The other purpose of Visible Black History according to the webmaster is to entice others to do more genealogical research into Maine black history. The resource page is the starting point and the essays serve as samples.

"My focus in designing the site was first and foremost to make the content highly readable. Anything but high contrast black text on white background would not have been appropriate."

Author H.H. Price explains further:

"Since the book will not be published until 2004, we saw a need to put up a web site so people could access some of the information ASAP. We have tried to get out information out as soon as it is verified."

"Mr, Ojakaar is completely responsible for the special strategies and design techniques," Price says of the webmaster. "He donated his skills and time because he believes in what we are doing."

THE UP SHOT

Getting black history online was one of the main reasons I built my own giant web site back in 1996 with the help of Tim Dubuque. Valerie Cunningha’s black history of Portsmouth, her 30-year labor of love, was so compelling that I simply wanted the world to see what she had done. Today, those original articles consistently rank within the Top Ten most visited pages of the 3,000 web pages currently online at my history portal. I knew people would be intrigued, but I never anticipated the hunger for stories about African-American heritage in New England.

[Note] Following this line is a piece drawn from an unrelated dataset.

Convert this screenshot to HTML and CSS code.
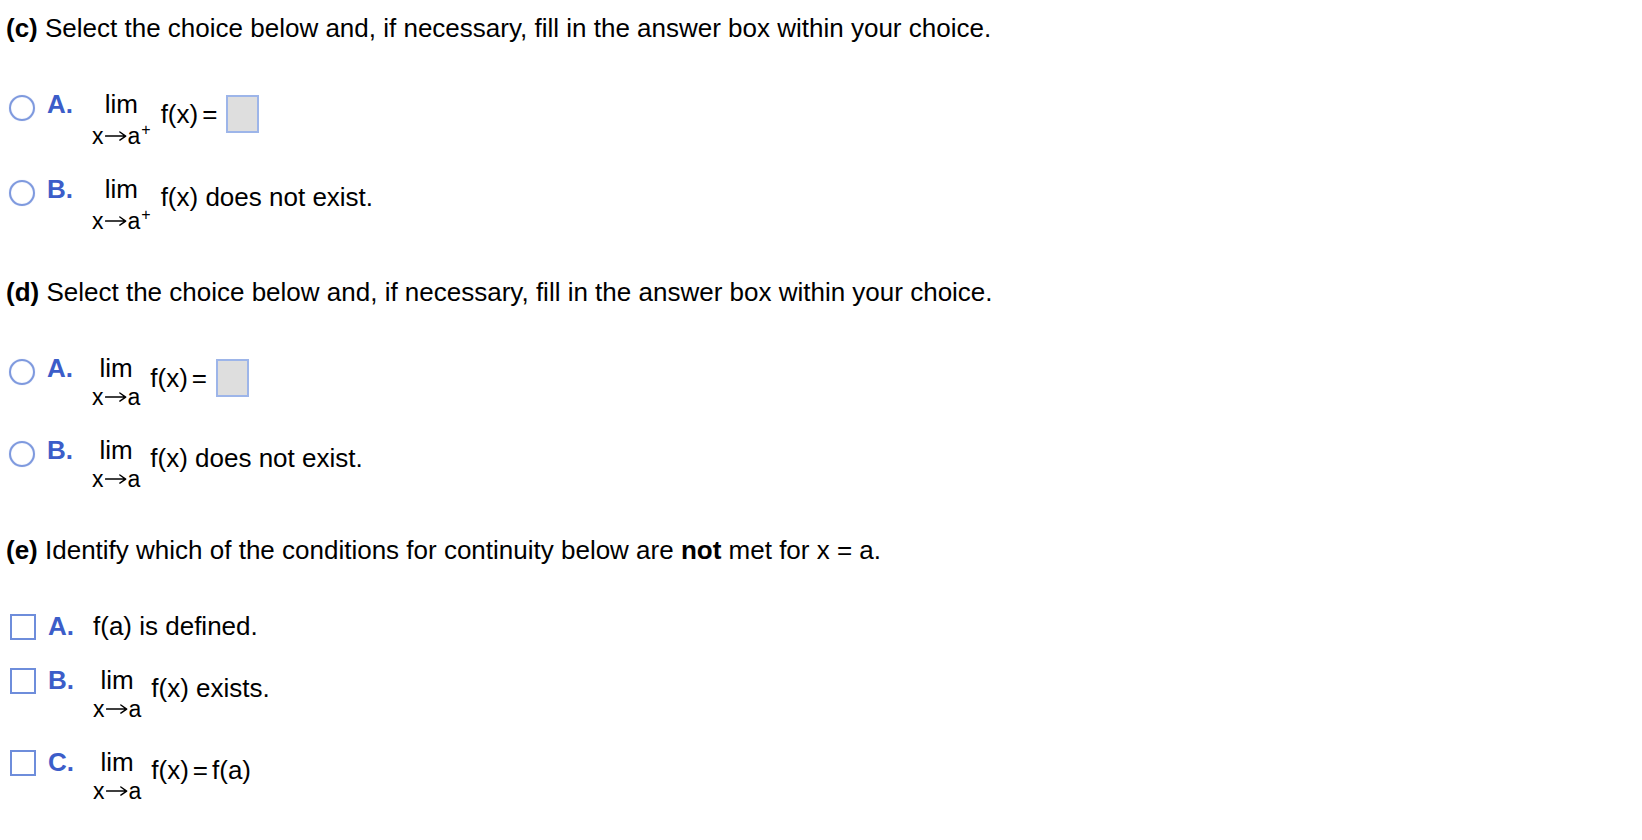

That means coming up with new content year after year to please a growing audience worldwide. I’ve gotten letters about Portsmouth black history from as far away as Australia and Africa and the Middle East. The more we dig, the more incredible tales appear.

This week I was bowled over to discover that the first successful American magician was born to an African American woman in New Hampshire just after the American Revolution. Richard Potter (1763 – 1835) is credited with introducing hypnotism and ventriloquism to New England audiences. Harry Houdini, the most famous magician and escape artist in history, was fascinated by reports that Potter could climb through a log, stand on eggs without breaking them and climb a rope and disappear. Potter lived in Hopkington and built a home on 175 acres in Andover, NH and lived, according to one historian, for a time off State Street in Portsmouth.

It was a thrill to add Evelyn Gersen’s research about Ona Judge Staines to the Web and watch the world react. Staines was the body slave of Martha Washington who escaped from Mount Vernon to live out her life in Greenland, NH. Currently a local researcher is preparing heretofore unseen data on black "housewright" Hopestill Cheswell and his son who designed and constructed a great many early homes in the New Hampshire Seacoast as freed men.

Now we have Visible Black History, a place where the lives of a formerly invisible population reside. It’s a whole new side to "Yankee" New England. The more we hear these stories, the more the rest of American history makes sense. And soon we will have two very important new volumes – one on New Hampshire, one on Maine. These books were born in the hearts of dedicated researchers, baptized by fire on the Internet and will be published on paper in 2004. It only took three centuries for these stories to see print.